Start of Supplied records
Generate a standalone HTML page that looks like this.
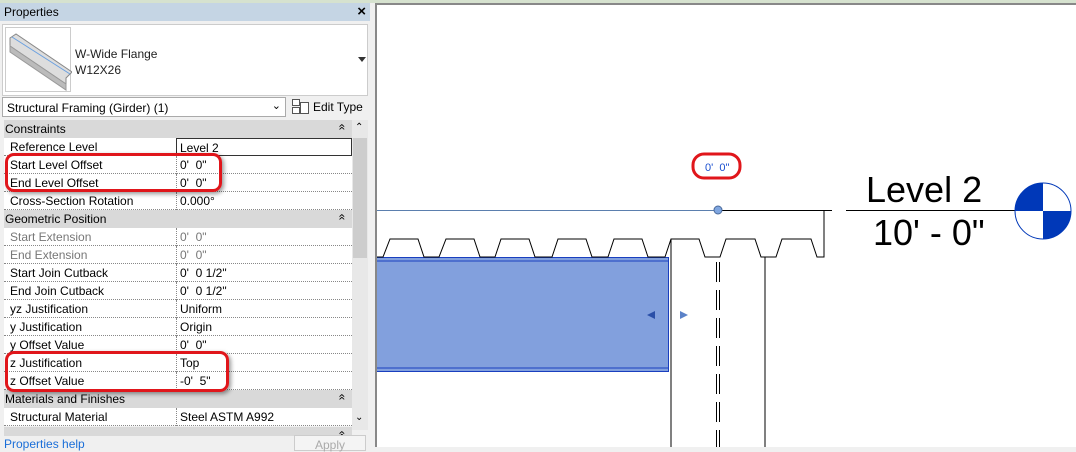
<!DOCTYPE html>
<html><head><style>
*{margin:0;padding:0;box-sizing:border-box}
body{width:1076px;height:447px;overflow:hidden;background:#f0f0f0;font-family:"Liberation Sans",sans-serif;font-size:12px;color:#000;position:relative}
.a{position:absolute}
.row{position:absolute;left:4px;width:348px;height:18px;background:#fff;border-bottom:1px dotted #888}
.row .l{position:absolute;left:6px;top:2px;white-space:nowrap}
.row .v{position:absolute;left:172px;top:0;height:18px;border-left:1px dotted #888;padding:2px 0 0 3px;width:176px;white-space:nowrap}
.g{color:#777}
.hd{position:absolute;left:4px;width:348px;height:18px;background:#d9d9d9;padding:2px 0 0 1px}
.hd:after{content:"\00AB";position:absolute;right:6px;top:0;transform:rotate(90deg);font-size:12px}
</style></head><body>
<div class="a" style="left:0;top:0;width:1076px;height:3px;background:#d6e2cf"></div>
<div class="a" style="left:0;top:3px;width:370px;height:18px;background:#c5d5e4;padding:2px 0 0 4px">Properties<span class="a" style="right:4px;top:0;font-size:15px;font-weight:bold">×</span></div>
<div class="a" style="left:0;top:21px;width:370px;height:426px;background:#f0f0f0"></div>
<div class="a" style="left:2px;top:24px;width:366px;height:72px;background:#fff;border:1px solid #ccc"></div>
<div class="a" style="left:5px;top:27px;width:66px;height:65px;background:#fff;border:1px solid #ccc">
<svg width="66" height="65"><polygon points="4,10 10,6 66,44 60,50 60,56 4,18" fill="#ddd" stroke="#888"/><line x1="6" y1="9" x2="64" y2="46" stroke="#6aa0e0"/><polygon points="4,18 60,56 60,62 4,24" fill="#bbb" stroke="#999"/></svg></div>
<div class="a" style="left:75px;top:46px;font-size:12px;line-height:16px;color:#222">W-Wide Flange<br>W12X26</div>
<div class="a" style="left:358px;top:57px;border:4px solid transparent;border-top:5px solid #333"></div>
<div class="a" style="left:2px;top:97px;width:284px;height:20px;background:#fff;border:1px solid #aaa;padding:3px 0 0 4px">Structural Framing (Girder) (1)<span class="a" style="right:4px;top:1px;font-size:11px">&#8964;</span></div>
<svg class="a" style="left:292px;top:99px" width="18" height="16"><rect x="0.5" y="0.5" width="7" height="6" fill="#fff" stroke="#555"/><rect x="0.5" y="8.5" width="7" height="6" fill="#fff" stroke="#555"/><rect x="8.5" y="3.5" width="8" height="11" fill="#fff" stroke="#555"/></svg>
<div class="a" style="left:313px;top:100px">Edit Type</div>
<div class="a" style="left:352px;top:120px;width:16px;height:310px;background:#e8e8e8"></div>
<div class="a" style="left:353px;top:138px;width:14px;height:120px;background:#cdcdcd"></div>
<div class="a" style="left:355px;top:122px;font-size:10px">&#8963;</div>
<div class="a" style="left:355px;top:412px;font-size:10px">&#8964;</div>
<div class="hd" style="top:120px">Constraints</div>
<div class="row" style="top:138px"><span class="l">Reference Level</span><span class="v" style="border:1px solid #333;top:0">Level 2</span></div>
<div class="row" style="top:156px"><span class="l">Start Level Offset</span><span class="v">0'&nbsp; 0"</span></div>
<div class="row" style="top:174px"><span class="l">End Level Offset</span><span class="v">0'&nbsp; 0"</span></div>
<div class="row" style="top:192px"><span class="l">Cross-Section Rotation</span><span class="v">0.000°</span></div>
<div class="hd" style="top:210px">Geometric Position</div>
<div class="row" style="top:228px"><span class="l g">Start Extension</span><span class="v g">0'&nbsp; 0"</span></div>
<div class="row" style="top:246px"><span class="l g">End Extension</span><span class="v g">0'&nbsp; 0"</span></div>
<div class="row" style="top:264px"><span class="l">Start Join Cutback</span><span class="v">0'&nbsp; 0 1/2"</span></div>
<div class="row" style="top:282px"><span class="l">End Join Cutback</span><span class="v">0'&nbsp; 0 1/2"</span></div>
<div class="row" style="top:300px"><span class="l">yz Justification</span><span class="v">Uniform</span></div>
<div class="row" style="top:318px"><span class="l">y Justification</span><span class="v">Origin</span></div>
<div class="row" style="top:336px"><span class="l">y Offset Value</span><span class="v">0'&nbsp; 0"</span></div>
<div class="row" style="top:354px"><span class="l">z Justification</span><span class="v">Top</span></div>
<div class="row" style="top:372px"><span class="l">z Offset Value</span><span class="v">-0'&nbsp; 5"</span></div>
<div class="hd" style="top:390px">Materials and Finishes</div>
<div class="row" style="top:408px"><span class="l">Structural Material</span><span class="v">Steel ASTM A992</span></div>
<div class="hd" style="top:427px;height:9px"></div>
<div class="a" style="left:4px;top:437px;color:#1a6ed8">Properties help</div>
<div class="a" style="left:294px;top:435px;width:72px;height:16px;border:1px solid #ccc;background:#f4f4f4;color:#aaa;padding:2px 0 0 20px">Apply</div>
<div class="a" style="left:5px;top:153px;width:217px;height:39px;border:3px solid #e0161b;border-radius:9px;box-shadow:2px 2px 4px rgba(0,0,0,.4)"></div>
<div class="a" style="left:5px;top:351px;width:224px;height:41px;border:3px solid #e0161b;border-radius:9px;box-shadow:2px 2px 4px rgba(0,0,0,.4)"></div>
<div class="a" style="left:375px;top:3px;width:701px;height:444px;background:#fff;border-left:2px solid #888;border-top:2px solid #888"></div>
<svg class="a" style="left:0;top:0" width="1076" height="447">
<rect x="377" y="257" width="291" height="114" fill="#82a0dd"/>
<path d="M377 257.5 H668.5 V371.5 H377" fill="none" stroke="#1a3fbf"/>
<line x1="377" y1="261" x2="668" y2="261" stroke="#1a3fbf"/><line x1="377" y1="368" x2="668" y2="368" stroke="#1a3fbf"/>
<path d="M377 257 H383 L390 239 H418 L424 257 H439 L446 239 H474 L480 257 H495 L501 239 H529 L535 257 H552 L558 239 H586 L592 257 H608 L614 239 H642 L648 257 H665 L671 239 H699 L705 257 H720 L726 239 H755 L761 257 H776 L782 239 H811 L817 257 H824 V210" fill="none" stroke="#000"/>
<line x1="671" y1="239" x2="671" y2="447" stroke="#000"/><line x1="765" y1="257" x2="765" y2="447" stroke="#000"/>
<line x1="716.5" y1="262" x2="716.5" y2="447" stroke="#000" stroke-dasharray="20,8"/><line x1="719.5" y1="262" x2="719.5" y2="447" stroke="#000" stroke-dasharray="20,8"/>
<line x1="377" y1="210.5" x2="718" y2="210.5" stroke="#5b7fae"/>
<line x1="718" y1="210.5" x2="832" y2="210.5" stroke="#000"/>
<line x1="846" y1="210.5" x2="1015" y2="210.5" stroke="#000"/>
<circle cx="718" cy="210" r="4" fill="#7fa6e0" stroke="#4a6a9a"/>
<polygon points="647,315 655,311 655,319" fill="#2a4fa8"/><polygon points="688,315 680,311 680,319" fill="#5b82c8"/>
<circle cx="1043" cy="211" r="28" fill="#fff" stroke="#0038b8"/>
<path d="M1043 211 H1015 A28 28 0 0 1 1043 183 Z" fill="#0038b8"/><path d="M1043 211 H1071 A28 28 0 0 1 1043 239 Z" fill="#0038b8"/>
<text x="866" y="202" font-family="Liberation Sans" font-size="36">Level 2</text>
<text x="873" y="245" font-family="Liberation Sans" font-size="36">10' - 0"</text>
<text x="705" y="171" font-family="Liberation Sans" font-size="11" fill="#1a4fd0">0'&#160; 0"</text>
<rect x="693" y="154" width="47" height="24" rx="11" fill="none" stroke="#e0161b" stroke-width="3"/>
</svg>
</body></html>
End of Supplied records
Start of Supplied records
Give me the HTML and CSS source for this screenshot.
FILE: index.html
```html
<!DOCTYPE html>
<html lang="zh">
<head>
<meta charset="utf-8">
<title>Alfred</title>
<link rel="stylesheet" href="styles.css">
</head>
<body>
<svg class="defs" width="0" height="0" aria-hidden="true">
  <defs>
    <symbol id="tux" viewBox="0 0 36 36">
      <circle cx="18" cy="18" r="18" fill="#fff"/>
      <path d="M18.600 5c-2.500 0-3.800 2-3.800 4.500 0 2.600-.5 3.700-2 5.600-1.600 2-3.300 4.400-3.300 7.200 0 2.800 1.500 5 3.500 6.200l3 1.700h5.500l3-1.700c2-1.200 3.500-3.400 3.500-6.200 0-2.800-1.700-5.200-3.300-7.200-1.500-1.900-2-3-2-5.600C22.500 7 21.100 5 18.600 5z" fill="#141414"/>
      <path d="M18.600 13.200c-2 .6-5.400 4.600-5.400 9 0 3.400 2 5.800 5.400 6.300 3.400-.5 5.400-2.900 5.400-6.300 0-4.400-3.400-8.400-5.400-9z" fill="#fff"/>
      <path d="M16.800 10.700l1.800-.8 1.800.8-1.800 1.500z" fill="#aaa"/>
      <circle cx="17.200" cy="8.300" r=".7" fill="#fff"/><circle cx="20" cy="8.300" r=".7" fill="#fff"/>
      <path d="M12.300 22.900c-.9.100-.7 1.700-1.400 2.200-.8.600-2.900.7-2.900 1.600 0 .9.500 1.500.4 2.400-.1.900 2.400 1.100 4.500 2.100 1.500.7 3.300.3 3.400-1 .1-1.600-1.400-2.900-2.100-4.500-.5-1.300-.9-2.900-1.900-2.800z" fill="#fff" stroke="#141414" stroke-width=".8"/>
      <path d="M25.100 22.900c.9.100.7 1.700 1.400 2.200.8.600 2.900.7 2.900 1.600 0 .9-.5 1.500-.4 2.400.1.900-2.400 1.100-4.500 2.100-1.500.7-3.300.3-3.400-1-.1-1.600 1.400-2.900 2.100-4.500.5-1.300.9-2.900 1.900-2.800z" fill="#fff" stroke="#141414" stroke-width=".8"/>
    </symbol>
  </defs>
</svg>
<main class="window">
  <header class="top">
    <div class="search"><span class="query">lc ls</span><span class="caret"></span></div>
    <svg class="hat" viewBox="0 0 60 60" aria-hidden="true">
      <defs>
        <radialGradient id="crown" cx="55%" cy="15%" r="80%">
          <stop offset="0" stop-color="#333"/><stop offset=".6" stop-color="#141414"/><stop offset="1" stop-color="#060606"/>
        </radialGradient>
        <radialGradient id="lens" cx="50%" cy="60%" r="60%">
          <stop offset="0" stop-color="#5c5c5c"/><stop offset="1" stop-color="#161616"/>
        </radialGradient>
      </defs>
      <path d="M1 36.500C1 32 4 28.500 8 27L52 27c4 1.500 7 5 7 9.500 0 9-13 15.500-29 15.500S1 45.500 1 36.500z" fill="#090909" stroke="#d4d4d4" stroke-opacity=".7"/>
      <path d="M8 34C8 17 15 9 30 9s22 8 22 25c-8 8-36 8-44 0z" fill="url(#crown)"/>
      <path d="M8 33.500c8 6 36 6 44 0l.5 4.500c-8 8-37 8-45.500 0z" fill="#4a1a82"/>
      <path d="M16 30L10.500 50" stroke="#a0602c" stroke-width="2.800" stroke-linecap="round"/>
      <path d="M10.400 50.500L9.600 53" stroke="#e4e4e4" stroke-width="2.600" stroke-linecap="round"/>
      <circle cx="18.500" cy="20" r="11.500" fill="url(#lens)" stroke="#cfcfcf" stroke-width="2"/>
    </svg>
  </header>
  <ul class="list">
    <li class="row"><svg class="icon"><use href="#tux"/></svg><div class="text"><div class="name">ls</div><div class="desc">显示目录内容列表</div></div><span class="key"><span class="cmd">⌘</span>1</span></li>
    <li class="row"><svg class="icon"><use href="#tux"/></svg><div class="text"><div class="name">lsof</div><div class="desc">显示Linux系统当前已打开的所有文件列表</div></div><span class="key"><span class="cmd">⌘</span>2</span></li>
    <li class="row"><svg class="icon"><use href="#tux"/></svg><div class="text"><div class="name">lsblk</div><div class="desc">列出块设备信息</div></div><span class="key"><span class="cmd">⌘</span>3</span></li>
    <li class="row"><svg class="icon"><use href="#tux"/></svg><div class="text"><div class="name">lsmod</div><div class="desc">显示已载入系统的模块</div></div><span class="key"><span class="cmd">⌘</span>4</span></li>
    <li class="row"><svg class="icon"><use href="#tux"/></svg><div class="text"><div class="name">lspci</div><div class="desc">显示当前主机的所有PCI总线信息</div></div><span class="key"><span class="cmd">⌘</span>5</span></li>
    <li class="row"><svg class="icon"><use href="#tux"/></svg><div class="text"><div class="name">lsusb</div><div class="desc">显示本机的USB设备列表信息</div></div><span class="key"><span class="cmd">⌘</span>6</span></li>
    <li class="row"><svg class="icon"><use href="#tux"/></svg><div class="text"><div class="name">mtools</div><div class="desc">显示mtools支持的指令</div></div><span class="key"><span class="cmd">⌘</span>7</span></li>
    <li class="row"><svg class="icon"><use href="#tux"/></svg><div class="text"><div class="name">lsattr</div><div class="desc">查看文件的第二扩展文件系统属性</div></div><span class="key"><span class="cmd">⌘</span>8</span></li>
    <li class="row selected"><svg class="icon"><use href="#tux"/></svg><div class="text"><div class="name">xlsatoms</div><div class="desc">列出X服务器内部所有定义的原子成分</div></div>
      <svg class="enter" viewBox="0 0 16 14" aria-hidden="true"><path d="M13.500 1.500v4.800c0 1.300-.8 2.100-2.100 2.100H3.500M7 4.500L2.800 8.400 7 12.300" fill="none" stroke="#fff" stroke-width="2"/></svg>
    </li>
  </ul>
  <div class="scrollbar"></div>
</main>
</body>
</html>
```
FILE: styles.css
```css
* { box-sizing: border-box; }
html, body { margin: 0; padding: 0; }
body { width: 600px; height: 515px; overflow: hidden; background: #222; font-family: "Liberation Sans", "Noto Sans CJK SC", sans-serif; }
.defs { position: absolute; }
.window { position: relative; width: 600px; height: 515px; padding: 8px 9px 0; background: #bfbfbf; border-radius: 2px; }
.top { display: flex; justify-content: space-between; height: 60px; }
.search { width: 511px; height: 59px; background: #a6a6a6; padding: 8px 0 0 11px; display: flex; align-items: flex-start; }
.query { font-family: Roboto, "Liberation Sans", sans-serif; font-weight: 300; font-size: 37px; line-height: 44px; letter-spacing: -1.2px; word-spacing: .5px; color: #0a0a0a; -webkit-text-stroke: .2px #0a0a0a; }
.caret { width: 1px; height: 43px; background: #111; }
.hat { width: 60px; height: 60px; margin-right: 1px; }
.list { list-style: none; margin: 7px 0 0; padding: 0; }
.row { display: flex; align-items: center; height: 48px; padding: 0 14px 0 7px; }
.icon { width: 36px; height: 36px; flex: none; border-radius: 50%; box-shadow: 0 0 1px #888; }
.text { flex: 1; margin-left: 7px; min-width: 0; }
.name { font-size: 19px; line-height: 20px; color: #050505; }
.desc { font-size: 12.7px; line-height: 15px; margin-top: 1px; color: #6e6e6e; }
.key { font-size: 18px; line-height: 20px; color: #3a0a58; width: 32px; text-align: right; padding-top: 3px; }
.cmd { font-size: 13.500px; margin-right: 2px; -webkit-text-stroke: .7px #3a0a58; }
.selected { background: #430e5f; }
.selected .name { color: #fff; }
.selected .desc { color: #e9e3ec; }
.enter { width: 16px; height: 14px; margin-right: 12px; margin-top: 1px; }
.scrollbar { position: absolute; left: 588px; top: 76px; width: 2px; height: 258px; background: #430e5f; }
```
End of Supplied records
Of all the lines in the material above, how many contain the word "this"? Give only the count.

| Exercise answer |
2